● **Supplied information**
■ ■ ■ ■
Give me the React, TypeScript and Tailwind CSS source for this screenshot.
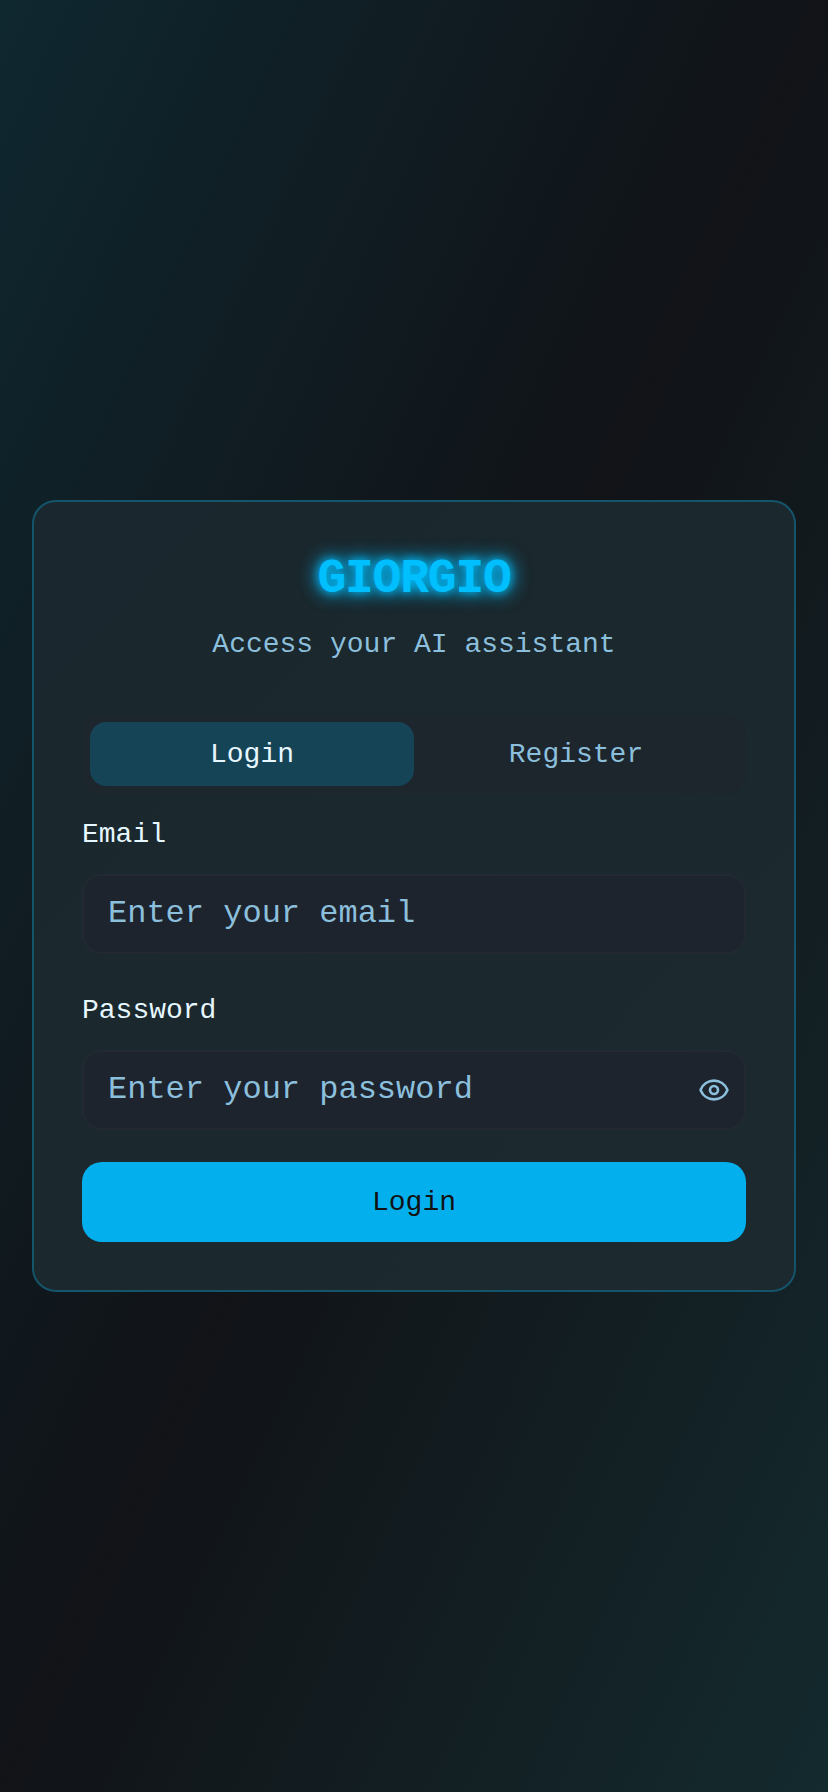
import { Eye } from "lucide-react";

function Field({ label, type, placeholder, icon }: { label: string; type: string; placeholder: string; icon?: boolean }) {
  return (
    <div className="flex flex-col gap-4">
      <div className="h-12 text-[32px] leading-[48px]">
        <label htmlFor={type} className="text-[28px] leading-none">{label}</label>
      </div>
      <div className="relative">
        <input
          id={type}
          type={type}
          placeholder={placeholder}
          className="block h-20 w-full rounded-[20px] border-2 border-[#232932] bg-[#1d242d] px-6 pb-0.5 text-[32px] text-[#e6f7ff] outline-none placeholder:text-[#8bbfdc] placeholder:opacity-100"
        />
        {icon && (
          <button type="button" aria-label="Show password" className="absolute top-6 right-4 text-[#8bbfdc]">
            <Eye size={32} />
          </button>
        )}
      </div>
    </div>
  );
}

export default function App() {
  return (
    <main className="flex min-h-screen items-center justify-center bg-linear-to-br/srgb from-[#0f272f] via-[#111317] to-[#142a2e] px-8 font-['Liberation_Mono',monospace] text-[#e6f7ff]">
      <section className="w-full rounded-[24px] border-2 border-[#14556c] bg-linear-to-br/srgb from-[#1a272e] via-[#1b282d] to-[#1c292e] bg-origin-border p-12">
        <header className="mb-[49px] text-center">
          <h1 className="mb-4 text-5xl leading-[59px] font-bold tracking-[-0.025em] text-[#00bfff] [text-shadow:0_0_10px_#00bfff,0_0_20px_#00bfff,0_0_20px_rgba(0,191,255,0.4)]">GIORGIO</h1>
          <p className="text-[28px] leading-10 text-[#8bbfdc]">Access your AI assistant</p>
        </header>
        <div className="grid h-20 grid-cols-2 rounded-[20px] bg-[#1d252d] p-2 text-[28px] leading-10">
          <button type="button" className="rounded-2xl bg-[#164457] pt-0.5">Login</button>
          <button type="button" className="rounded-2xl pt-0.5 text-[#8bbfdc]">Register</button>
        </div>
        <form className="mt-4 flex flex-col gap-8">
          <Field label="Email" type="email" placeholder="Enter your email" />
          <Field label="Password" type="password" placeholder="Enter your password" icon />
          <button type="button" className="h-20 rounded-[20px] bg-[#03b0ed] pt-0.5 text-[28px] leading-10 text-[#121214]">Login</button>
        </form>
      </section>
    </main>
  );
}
■ ■ ■ ■
● **What the exercise asks**
Replicate the material above verbatim; images stay out of the copy.

● **Exercise response**
Give me the React, TypeScript and Tailwind CSS source for this screenshot.
import { Eye } from "lucide-react";

function Field({ label, type, placeholder, icon }: { label: string; type: string; placeholder: string; icon?: boolean }) {
  return (
    <div className="flex flex-col gap-4">
      <div className="h-12 text-[32px] leading-[48px]">
        <label htmlFor={type} className="text-[28px] leading-none">{label}</label>
      </div>
      <div className="relative">
        <input
          id={type}
          type={type}
          placeholder={placeholder}
          className="block h-20 w-full rounded-[20px] border-2 border-[#232932] bg-[#1d242d] px-6 pb-0.5 text-[32px] text-[#e6f7ff] outline-none placeholder:text-[#8bbfdc] placeholder:opacity-100"
        />
        {icon && (
          <button type="button" aria-label="Show password" className="absolute top-6 right-4 text-[#8bbfdc]">
            <Eye size={32} />
          </button>
        )}
      </div>
    </div>
  );
}

export default function App() {
  return (
    <main className="flex min-h-screen items-center justify-center bg-linear-to-br/srgb from-[#0f272f] via-[#111317] to-[#142a2e] px-8 font-['Liberation_Mono',monospace] text-[#e6f7ff]">
      <section className="w-full rounded-[24px] border-2 border-[#14556c] bg-linear-to-br/srgb from-[#1a272e] via-[#1b282d] to-[#1c292e] bg-origin-border p-12">
        <header className="mb-[49px] text-center">
          <h1 className="mb-4 text-5xl leading-[59px] font-bold tracking-[-0.025em] text-[#00bfff] [text-shadow:0_0_10px_#00bfff,0_0_20px_#00bfff,0_0_20px_rgba(0,191,255,0.4)]">GIORGIO</h1>
          <p className="text-[28px] leading-10 text-[#8bbfdc]">Access your AI assistant</p>
        </header>
        <div className="grid h-20 grid-cols-2 rounded-[20px] bg-[#1d252d] p-2 text-[28px] leading-10">
          <button type="button" className="rounded-2xl bg-[#164457] pt-0.5">Login</button>
          <button type="button" className="rounded-2xl pt-0.5 text-[#8bbfdc]">Register</button>
        </div>
        <form className="mt-4 flex flex-col gap-8">
          <Field label="Email" type="email" placeholder="Enter your email" />
          <Field label="Password" type="password" placeholder="Enter your password" icon />
          <button type="button" className="h-20 rounded-[20px] bg-[#03b0ed] pt-0.5 text-[28px] leading-10 text-[#121214]">Login</button>
        </form>
      </section>
    </main>
  );
}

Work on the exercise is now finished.